Data Relationships



Definitions:
response variable -  measures an outcome or result of a study (y-axis)
explanatory variable -  variable that may cause changes in response variables (x-axis)

A scatterplot describes datapoints relating two variables. (see p. 224)

We look for:

-    overall pattern
-    form
-    direction
-    strength of relationship
-    deviations, in particular
-    outliers
Two variables are positively correlated if they grow bigger together.
They are negatively correlated if, as one grows, the other declines.

examples:

height - weight
weight of vehicle - gas mileage
length of name - head circumference
height above sea level - temperature

A regression line - line that describes how variable y changes as variable x changes.
(Can you draw an approximation line through the data points in the scatter plot? How good an approximation is it?)
see p. 227

line equation:  y =  ax + b,
                        where a = slope,
                        b =  y-intercept

The correlation r is a number between -1 and 1:

r > 0     positively correlated
r < 0    negatively correlated
|r| close to 1    strongly correlated, i.e. points lie close to a line or on it.
|r| close to 0    weakly correlated, i.e. points lie scattered, line not very discernible
r = 0    no straight line relationship

Computing r:
Given data points (x1, y1),   , (xn, yn), means mx , my  and standard deviations sx , sy.
Then

r  = 1/(n-1) [(x1 - mx)(y1 - my)/sxsy  +  ... + (xn - mx)(yn - my)/sxsy]

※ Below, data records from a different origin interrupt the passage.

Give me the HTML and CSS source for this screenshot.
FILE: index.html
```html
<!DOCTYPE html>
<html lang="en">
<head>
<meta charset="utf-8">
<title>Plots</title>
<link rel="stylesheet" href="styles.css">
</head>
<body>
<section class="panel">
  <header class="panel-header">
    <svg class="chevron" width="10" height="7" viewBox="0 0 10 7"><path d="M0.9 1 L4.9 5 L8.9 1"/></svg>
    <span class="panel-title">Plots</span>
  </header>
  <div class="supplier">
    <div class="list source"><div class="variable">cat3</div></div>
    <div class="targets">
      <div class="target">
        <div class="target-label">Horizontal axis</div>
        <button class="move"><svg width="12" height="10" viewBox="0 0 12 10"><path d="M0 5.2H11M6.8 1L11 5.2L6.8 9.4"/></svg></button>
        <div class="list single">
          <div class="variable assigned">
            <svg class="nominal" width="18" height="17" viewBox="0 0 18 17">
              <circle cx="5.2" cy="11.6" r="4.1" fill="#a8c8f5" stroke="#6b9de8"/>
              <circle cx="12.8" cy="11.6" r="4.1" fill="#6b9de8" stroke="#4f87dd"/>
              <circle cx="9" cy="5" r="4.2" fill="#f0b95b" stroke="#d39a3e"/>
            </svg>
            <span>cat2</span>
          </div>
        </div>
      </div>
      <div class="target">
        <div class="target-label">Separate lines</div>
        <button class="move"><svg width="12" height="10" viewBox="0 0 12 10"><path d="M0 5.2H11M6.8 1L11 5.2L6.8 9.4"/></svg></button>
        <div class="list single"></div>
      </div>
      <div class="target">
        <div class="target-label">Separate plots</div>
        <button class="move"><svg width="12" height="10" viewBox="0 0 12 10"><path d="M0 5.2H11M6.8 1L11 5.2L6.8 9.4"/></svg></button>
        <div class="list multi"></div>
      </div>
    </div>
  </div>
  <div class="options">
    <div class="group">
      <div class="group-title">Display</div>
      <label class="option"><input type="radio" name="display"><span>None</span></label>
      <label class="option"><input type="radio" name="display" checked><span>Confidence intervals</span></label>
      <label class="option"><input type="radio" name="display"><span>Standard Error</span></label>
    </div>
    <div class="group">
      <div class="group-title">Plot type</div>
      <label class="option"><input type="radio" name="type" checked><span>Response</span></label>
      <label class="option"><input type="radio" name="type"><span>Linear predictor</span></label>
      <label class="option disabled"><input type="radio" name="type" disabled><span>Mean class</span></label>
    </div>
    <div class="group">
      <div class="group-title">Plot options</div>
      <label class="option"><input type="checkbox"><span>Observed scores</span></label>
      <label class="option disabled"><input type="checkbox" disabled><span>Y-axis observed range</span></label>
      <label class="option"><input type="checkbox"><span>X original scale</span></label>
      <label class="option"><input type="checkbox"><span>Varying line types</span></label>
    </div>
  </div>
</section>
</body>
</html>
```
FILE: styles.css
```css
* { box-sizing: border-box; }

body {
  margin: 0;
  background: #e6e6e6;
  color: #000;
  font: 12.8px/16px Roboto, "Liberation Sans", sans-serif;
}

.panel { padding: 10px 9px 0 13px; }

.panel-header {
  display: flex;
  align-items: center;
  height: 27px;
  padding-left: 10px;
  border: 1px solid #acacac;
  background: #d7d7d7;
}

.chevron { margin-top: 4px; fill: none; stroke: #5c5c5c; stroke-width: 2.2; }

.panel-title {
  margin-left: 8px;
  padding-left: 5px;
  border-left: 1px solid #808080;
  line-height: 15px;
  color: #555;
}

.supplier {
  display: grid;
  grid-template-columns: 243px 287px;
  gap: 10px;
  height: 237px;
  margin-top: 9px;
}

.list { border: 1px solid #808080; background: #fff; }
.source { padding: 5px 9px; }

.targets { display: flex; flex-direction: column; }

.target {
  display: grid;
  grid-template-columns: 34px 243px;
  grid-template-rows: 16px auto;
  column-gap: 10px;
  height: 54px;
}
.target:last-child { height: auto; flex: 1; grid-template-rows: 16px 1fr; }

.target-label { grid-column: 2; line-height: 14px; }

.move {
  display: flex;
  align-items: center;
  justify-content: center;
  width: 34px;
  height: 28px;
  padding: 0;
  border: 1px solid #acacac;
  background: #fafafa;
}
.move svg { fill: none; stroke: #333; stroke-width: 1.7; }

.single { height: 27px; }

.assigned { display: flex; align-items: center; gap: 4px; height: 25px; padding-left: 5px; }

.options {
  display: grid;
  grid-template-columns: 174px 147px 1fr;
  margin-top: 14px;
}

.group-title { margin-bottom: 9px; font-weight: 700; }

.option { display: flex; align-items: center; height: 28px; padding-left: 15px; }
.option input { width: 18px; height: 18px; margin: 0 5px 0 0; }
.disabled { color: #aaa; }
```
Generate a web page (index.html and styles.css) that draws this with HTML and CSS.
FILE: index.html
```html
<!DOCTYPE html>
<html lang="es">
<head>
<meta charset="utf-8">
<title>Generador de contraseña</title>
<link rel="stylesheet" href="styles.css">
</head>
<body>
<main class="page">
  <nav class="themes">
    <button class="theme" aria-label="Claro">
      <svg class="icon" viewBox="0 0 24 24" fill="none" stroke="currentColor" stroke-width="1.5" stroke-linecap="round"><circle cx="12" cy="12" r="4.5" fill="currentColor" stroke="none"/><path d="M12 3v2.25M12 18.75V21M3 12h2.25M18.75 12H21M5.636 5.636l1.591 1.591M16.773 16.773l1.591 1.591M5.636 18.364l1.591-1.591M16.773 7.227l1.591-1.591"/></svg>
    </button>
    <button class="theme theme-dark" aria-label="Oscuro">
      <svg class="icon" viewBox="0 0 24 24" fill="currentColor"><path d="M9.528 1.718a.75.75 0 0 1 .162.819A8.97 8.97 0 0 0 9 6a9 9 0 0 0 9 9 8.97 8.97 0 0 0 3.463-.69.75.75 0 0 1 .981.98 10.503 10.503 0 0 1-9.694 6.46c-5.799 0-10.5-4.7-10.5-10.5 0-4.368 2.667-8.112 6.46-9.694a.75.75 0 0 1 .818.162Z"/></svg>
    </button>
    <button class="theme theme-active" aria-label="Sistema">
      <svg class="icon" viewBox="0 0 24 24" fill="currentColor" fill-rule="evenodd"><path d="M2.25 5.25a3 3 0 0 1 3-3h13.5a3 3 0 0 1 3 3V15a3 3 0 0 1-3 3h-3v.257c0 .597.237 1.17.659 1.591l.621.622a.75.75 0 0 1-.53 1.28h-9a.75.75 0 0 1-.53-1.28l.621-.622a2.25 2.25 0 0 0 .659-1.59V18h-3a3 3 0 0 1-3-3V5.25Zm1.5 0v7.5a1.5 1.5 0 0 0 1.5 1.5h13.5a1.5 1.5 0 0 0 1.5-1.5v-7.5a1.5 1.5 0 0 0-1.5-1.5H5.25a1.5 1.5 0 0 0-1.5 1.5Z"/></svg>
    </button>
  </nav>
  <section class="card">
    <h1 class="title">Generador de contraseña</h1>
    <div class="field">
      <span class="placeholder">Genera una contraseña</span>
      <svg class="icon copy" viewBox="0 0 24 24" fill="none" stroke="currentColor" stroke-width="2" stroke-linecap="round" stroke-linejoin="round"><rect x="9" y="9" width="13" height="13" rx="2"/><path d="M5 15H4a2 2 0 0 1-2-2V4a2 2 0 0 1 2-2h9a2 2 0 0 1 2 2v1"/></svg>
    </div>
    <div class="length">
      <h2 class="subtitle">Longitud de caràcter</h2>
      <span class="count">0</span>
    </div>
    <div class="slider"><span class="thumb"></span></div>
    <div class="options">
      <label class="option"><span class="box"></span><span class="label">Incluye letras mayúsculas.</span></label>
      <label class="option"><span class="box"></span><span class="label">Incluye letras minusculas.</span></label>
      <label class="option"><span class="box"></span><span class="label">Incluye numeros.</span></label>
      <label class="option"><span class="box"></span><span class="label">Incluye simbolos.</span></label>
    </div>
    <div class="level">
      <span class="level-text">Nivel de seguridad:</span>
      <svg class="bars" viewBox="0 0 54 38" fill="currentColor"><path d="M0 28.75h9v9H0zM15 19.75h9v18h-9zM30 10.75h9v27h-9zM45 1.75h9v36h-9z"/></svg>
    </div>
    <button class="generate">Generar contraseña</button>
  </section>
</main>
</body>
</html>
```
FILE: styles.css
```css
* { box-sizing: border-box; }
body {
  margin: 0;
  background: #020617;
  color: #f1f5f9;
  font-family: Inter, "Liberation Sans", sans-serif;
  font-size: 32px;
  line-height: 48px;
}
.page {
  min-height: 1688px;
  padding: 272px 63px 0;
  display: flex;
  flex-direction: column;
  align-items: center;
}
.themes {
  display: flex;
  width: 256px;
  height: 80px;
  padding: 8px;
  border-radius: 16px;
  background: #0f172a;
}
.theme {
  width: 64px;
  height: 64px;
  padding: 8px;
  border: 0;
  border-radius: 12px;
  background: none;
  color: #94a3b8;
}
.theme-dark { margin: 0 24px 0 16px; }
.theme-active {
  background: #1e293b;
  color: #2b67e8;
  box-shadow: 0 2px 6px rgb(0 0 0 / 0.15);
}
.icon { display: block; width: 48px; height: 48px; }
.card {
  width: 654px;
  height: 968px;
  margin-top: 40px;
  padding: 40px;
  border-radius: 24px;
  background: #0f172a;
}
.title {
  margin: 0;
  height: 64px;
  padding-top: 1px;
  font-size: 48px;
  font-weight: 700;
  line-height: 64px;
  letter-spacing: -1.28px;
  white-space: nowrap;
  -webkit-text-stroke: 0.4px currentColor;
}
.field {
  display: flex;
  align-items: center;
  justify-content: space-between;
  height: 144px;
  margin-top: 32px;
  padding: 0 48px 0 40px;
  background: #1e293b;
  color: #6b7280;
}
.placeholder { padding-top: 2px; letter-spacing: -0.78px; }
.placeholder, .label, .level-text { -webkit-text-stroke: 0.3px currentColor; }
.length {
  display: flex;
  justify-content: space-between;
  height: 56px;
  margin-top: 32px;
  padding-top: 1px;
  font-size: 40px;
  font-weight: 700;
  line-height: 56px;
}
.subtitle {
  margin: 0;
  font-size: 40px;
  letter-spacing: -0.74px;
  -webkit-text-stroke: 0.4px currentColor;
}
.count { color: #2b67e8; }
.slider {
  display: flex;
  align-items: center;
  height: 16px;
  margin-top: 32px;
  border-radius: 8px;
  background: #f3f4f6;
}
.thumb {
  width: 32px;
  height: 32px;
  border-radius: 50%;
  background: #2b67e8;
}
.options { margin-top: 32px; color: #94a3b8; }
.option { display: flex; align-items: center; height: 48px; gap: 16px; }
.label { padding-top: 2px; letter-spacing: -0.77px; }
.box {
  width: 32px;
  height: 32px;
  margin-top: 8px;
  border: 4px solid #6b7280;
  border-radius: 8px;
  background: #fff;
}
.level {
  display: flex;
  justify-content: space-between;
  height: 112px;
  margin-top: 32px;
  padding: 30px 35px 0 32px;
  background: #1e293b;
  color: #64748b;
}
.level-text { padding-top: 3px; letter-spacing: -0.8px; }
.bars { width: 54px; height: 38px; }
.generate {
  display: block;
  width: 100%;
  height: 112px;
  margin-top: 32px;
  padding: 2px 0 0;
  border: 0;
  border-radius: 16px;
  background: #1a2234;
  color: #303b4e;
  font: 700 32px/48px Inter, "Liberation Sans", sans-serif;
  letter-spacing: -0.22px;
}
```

the least squares regression line: y =  ax + b,

where a = r * (sy / sx)
  • and  b = my - a mx
  • Archeopterix example:
     
    Femur length x 38 56 59 64 74
    Humerus length y 41 63 70 72 84
    Outliers and Correlation/Regression:
     
    x 1 1 4 5 6 7 8 9
    y 1 3 1 4 2 3 1 2

    compute the correlation

    a)         add an outlier (x,y) = (30,40) as a data value to the above list

  •           compute the correlation,
  • b)         add instead the outlier (x,y) = (30, - 40) as a data value to the above list
  •           compute the correlation,

  • Correlation does not imply causation.
    Examples:

    ice cream parlor next to public pool does a business in summer:
    underlying cause: heat in summer causes both crowds at the pool and the icecream parlor.

    child is ill with fever and a bad cough. Treatment with Tylenol doesn't work.
    Obviously, fever and cough are related. Fever is the bodies reaction to fight a disease whose other symptom is cough.
    One such disease is pneumonia, the underlying cause.
    So it's not enough to treat the symptoms, one has to treat the disease.

    In the law:
    possible cause is indicated by a correlation, which leads to investigation
    probable cause is given, when the correlation involves cause, which is needed for a warrant or a wiretap
    cause beyond reasonable doubt: found a physical model explaining the situation. Usual standard for conviction.